ROME – As the Vatican’s “trial of the century” lumbers towards its expected conclusion before the end of the year, it’s becoming increasingly clear that in rendering a verdict, the three-judge panel hearing the case isn’t just being to asked to choose between guilt or innocence for the ten defendants.

In fact, the judges are also facing a choice between two competing narratives, which, in summary form, might be expressed as “conspiracy” versus “ineptitude.”

On the one side is the story being told by chief prosecutor Alessandro Diddi, the Vatican’s Promoter of Justice, which is a tale of a large-scale criminal conspiracy to defraud the Vatican involving shady Italian financiers, corrupt Vatican officials and advisors, and, last but certainly not least, the pope’s own former chief of staff, Italian Cardinal Angelo Becciu.

On the other is the narrative propounded by the defense, and put in epigrammatic fashion yesterday by Cataldo Intrieri, a lawyer representing Fabrizio Tirabassi, a former financial official in the Vatican’s Secretariat of State: “A bad investment isn’t a crime.”

“Committing a crime means acting with intent,” Intrieri said.

This narrative holds that what happened with the controversial $400 million purchase of a former Harrod’s warehouse in London wasn’t the product of a complex Machiavellian scheme, but rather misunderstandings, poor judgment and haste, carried out by people who often were simply out of their depth.

Once things went bad, this narrative holds, recrimination and finger-pointing inside the system led to the current trial, which isn’t so much about a search for justice as it is for scapegoats.

In effect, it comes down to a question of plausibility. Is it more likely that a cabal inside and outside the Vatican, composed in some cases of people who never even met, engineered and carried out a highly sophisticated crime – or that, in a small and closed world such as the Vatican, people who got their jobs less for their competence than for their connections simply screwed up?
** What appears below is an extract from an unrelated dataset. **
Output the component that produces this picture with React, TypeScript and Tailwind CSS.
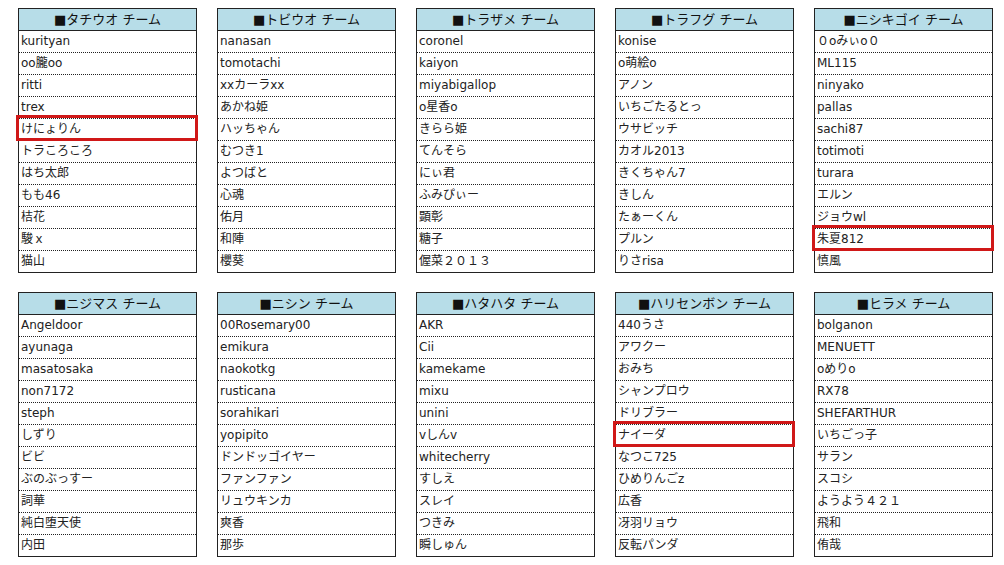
const teams: { name: string; members: string[]; mark?: number }[] = [
  {
    name: 'タチウオ',
    members: ['kurityan', 'oo朧oo', 'ritti', 'trex', 'けにょりん', 'トラころころ', 'はち太郎', 'もも46', '桔花', '駿ｘ', '猫山'],
    mark: 4,
  },
  {
    name: 'トビウオ',
    members: ['nanasan', 'tomotachi', 'xxカーラxx', 'あかね姫', 'ハッちゃん', 'むつき1', 'よつばと', '心魂', '佑月', '和陣', '櫻葵'],
  },
  {
    name: 'トラザメ',
    members: ['coronel', 'kaiyon', 'miyabigallop', 'o星香o', 'きらら姫', 'てんそら', 'にぃ君', 'ふみぴぃー', '顕彰', '糖子', '偓菜２０１３'],
  },
  {
    name: 'トラフグ',
    members: ['konise', 'o萌絵o', 'アノン', 'いちごたるとっ', 'ウサビッチ', 'カオル2013', 'きくちゃん7', 'きしん', 'たぁーくん', 'プルン', 'りさrisa'],
  },
  {
    name: 'ニシキゴイ',
    members: ['０oみぃo０', 'ML115', 'ninyako', 'pallas', 'sachi87', 'totimoti', 'turara', 'エルン', 'ジョウwl', '朱夏812', '慎風'],
    mark: 9,
  },
  {
    name: 'ニジマス',
    members: ['Angeldoor', 'ayunaga', 'masatosaka', 'non7172', 'steph', 'しずり', 'ビビ', 'ぶのぶっすー', '詞華', '純白堕天使', '内田'],
  },
  {
    name: 'ニシン',
    members: ['00Rosemary00', 'emikura', 'naokotkg', 'rusticana', 'sorahikari', 'yopipito', 'ドンドッゴイヤー', 'ファンファン', 'リュウキンカ', '爽香', '那歩'],
  },
  {
    name: 'ハタハタ',
    members: ['AKR', 'Cii', 'kamekame', 'mixu', 'unini', 'vしんv', 'whitecherry', 'すしえ', 'スレイ', 'つきみ', '瞬しゅん'],
  },
  {
    name: 'ハリセンボン',
    members: ['440うさ', 'アワクー', 'おみち', 'シャンプロウ', 'ドリブラー', 'ナイーダ', 'なつこ725', 'ひめりんごz', '広香', '冴羽リョウ', '反転パンダ'],
    mark: 5,
  },
  {
    name: 'ヒラメ',
    members: ['bolganon', 'MENUETT', 'oめりo', 'RX78', 'SHEFARTHUR', 'いちごっ子', 'サラン', 'スコシ', 'ようよう４２１', '飛和', '侑哉'],
  },
];

function TeamTable({ name, members, mark }: { name: string; members: string[]; mark?: number }) {
  return (
    <div className="w-[179px] border border-[#222] bg-white">
      <div className="h-[22px] border-b border-[#222] bg-[#b7dde8] text-center text-[13px] leading-[21px] text-[#111]">
        ■{name} チーム
      </div>
      {members.map((m, i) => {
        const last = i === members.length - 1;
        return (
          <div
            key={m}
            className={
              'relative pl-[2px] text-[12px] leading-[21px] text-[#222] ' +
              (last ? 'h-[21px]' : 'h-[22px] border-b border-dotted border-[#222]')
            }
          >
            {m}
            {mark === i && (
              <div className="pointer-events-none absolute -left-[3px] -right-[2px] -top-[4px] -bottom-[1px] border-[3px] border-[#d01818]" />
            )}
          </div>
        );
      })}
    </div>
  );
}

export default function App() {
  return (
    <div
      className="min-h-[565px] w-[1004px] bg-white pl-[18px] pt-[8px]"
      style={{ fontFamily: '"DejaVu Sans", "Noto Sans CJK JP", sans-serif' }}
    >
      <div className="grid grid-cols-[repeat(5,179px)] gap-x-[20px] gap-y-[19px]">
        {teams.map((t) => (
          <TeamTable key={t.name} {...t} />
        ))}
      </div>
    </div>
  );
}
Intrieri on Thursday argued that the latter is far closer to the truth.

“The entire [prosecution] reconstruction of the negotiations regarding the building in London is that of a grand plot in which everyone was competing, of a colossal fraud which then led to extortion,” Intrieri said.

“But that’s an after-the-fact reconstruction,” he said. “At the time, nobody thought they were part of a grand plot.”

“Hindsight may be 20/20,” he said, “but you don’t assess criminal liability with hindsight.” He noted, among other things, that throughout two years of investigations and hearings, it’s still never been shown that most of the defendants ever gained any direct financial benefit from their alleged misconduct.

Intrieri said that from the beginning, the current trial has been seen as a symbol of the broader efforts at financial reform under Pope Francis, intended to usher in a new culture of transparency and accountability.

“The problem with symbolic trials, from Nuremberg to Mani pulite, is that often the instrument of a trial overwhelms the logic of the law, and the ‘symbol’ in this type of trial too easily becomes the accused, with the risk of creating scapegoats,” he said.

(Mani pulite, or “clean hands,” refers to a series of judicial investigations and trials in Italy in the 1990s that exposed widespread political corruption.)

Intrieri drew on sociology to explain what he believes is actually going on in the current prosecution: “When a system enters into crisis because it lacks a capacity for self-criticism and is unable to manage its internal conflicts, the choice of a sacrificial victim is the quickest solution to re-establish the lost equilibrium” he said.

He argued that the current case reflects just such internal conflicts, beginning with a complaint from an official of the Vatican bank that triggered a series of other accusations.

The bottom line, according to Intrieri, is that it violates both legal integrity and common sense to criminalize the actions of subordinates who simply thought they were carrying out the will of their superiors, however poorly they may have executed those wishes.

Today the court is scheduled to hear from attorneys representing Nicola Squillace, a lawyer who was brought in to advise the Vatican on the London investment and is now accused of embezzlement and fraud. Another attorney representing Tirabassi is scheduled to present his closing arguments on Dec. 6.